**THE TASK:** Give the data below again exactly as written, without its pictures.

— START OF SOURCE MATERIAL —

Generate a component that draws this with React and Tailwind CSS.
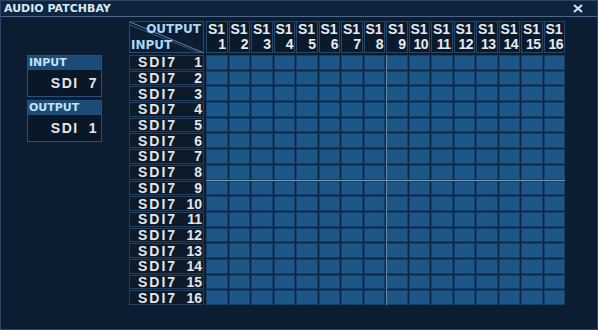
import React from 'react';

const cols = Array.from({ length: 16 }, (_, i) => i + 1);
const rows = Array.from({ length: 16 }, (_, i) => i + 1);
const arial = { fontFamily: '"Liberation Sans", Arial, sans-serif' };

const InfoBox = ({ title, value }) => (
  <div className="w-[75px] border border-[#24507a] bg-[#0a1727]">
    <div className="h-[14px] bg-[#1b4b76] px-[1px] text-[11px] font-bold leading-[14px] text-[#bfe3fb]">
      {title}
    </div>
    <div style={arial} className="flex h-[26px] items-center justify-end pr-[3px] text-[14px] font-bold tracking-[1.5px] text-[#e4e8ee]">
      SDI<span className="ml-[10px]">{value}</span>
    </div>
  </div>
);

const App = () => {
  return (
    <div
      className="relative h-[330px] w-[598px] overflow-hidden border border-[#2c4764] bg-[#0c1d31]"
      style={{ fontFamily: '"DejaVu Sans", Verdana, sans-serif' }}
    >
      {/* title bar */}
      <div className="flex h-[16px] items-center justify-between border-b border-[#48678a] bg-[#0f243d] pl-[3px] pr-[14px]">
        <span className="text-[11px] font-bold leading-none text-[#d6ebf9]">AUDIO PATCHBAY</span>
        <svg width="10" height="9" viewBox="0 0 10 9">
          <path d="M1 1 L9 8 M9 1 L1 8" stroke="#cfe7f6" strokeWidth="2" />
        </svg>
      </div>

      <div className="flex pt-[4px]">
        {/* left info */}
        <div className="ml-[26px] mt-[34px] flex flex-col gap-[3px]">
          <InfoBox title="INPUT" value="7" />
          <InfoBox title="OUTPUT" value="1" />
        </div>

        {/* patch grid */}
        <div className="ml-[27px] flex flex-col">
          <div className="flex">
            <div className="relative h-[32px] w-[75px] border border-[#2a4a6a] bg-[#0c1d31]">
              <svg className="absolute left-0 top-0" width="75" height="32" viewBox="0 0 75 32">
                <path d="M0 0 L74 31" stroke="#5f86ab" strokeWidth="1" />
                <path d="M0 3 L70 31" stroke="#33577a" strokeWidth="1" />
              </svg>
              <span className="absolute right-[2px] top-[1px] text-[12px] font-bold leading-none text-[#a9d8f6]">OUTPUT</span>
              <span className="absolute bottom-[1px] left-[1px] text-[12px] font-bold leading-none text-[#a9d8f6]">INPUT</span>
            </div>
            <div className="ml-[2px] grid grid-cols-[repeat(16,21.5px)] gap-x-[1px]">
              {cols.map((c) => (
                <div key={c} style={arial} className="flex h-[32px] flex-col justify-between border border-[#24476a] bg-[#0b1a2b] px-[1px] py-[1px] text-[14px] font-bold leading-[13px] text-[#e6ebf0]">
                  <span>S1</span>
                  <span className="self-end tracking-[-0.5px]">{c}</span>
                </div>
              ))}
            </div>
          </div>

          <div className="mt-[2px] flex">
            <div className="flex w-[75px] flex-col gap-[1px]">
              {rows.map((r) => (
                <div key={r} style={arial} className="flex h-[14.7px] items-center justify-between border border-[#25405c] bg-[#0d1a2a] pl-[8px] pr-[1px] text-[14px] font-bold leading-none tracking-[2px] text-[#e2e6ea]">
                  <span>SDI7</span>
                  <span className="tracking-normal">{r}</span>
                </div>
              ))}
            </div>
            <div className="relative ml-[2px] grid grid-cols-[repeat(16,21.5px)] gap-[1px] bg-[#0c2540]">
              {rows.map((r) =>
                cols.map((c) => (
                  <div key={`${r}-${c}`} className="h-[14.7px] border border-[#14406a] bg-[#1d5788]" />
                ))
              )}
              <div className="absolute bottom-0 left-[179.5px] top-0 w-[1px] bg-[#6e8ba8]" />
              <div className="absolute left-0 right-0 top-[124.5px] h-[1px] bg-[#7a96b0]" />
            </div>
          </div>
        </div>
      </div>
    </div>
  );
};

export default App;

— END OF SOURCE MATERIAL —

**RESPONSE:**
Generate a component that draws this with React and Tailwind CSS.
import React from 'react';

const cols = Array.from({ length: 16 }, (_, i) => i + 1);
const rows = Array.from({ length: 16 }, (_, i) => i + 1);
const arial = { fontFamily: '"Liberation Sans", Arial, sans-serif' };

const InfoBox = ({ title, value }) => (
  <div className="w-[75px] border border-[#24507a] bg-[#0a1727]">
    <div className="h-[14px] bg-[#1b4b76] px-[1px] text-[11px] font-bold leading-[14px] text-[#bfe3fb]">
      {title}
    </div>
    <div style={arial} className="flex h-[26px] items-center justify-end pr-[3px] text-[14px] font-bold tracking-[1.5px] text-[#e4e8ee]">
      SDI<span className="ml-[10px]">{value}</span>
    </div>
  </div>
);

const App = () => {
  return (
    <div
      className="relative h-[330px] w-[598px] overflow-hidden border border-[#2c4764] bg-[#0c1d31]"
      style={{ fontFamily: '"DejaVu Sans", Verdana, sans-serif' }}
    >
      {/* title bar */}
      <div className="flex h-[16px] items-center justify-between border-b border-[#48678a] bg-[#0f243d] pl-[3px] pr-[14px]">
        <span className="text-[11px] font-bold leading-none text-[#d6ebf9]">AUDIO PATCHBAY</span>
        <svg width="10" height="9" viewBox="0 0 10 9">
          <path d="M1 1 L9 8 M9 1 L1 8" stroke="#cfe7f6" strokeWidth="2" />
        </svg>
      </div>

      <div className="flex pt-[4px]">
        {/* left info */}
        <div className="ml-[26px] mt-[34px] flex flex-col gap-[3px]">
          <InfoBox title="INPUT" value="7" />
          <InfoBox title="OUTPUT" value="1" />
        </div>

        {/* patch grid */}
        <div className="ml-[27px] flex flex-col">
          <div className="flex">
            <div className="relative h-[32px] w-[75px] border border-[#2a4a6a] bg-[#0c1d31]">
              <svg className="absolute left-0 top-0" width="75" height="32" viewBox="0 0 75 32">
                <path d="M0 0 L74 31" stroke="#5f86ab" strokeWidth="1" />
                <path d="M0 3 L70 31" stroke="#33577a" strokeWidth="1" />
              </svg>
              <span className="absolute right-[2px] top-[1px] text-[12px] font-bold leading-none text-[#a9d8f6]">OUTPUT</span>
              <span className="absolute bottom-[1px] left-[1px] text-[12px] font-bold leading-none text-[#a9d8f6]">INPUT</span>
            </div>
            <div className="ml-[2px] grid grid-cols-[repeat(16,21.5px)] gap-x-[1px]">
              {cols.map((c) => (
                <div key={c} style={arial} className="flex h-[32px] flex-col justify-between border border-[#24476a] bg-[#0b1a2b] px-[1px] py-[1px] text-[14px] font-bold leading-[13px] text-[#e6ebf0]">
                  <span>S1</span>
                  <span className="self-end tracking-[-0.5px]">{c}</span>
                </div>
              ))}
            </div>
          </div>

          <div className="mt-[2px] flex">
            <div className="flex w-[75px] flex-col gap-[1px]">
              {rows.map((r) => (
                <div key={r} style={arial} className="flex h-[14.7px] items-center justify-between border border-[#25405c] bg-[#0d1a2a] pl-[8px] pr-[1px] text-[14px] font-bold leading-none tracking-[2px] text-[#e2e6ea]">
                  <span>SDI7</span>
                  <span className="tracking-normal">{r}</span>
                </div>
              ))}
            </div>
            <div className="relative ml-[2px] grid grid-cols-[repeat(16,21.5px)] gap-[1px] bg-[#0c2540]">
              {rows.map((r) =>
                cols.map((c) => (
                  <div key={`${r}-${c}`} className="h-[14.7px] border border-[#14406a] bg-[#1d5788]" />
                ))
              )}
              <div className="absolute bottom-0 left-[179.5px] top-0 w-[1px] bg-[#6e8ba8]" />
              <div className="absolute left-0 right-0 top-[124.5px] h-[1px] bg-[#7a96b0]" />
            </div>
          </div>
        </div>
      </div>
    </div>
  );
};

export default App;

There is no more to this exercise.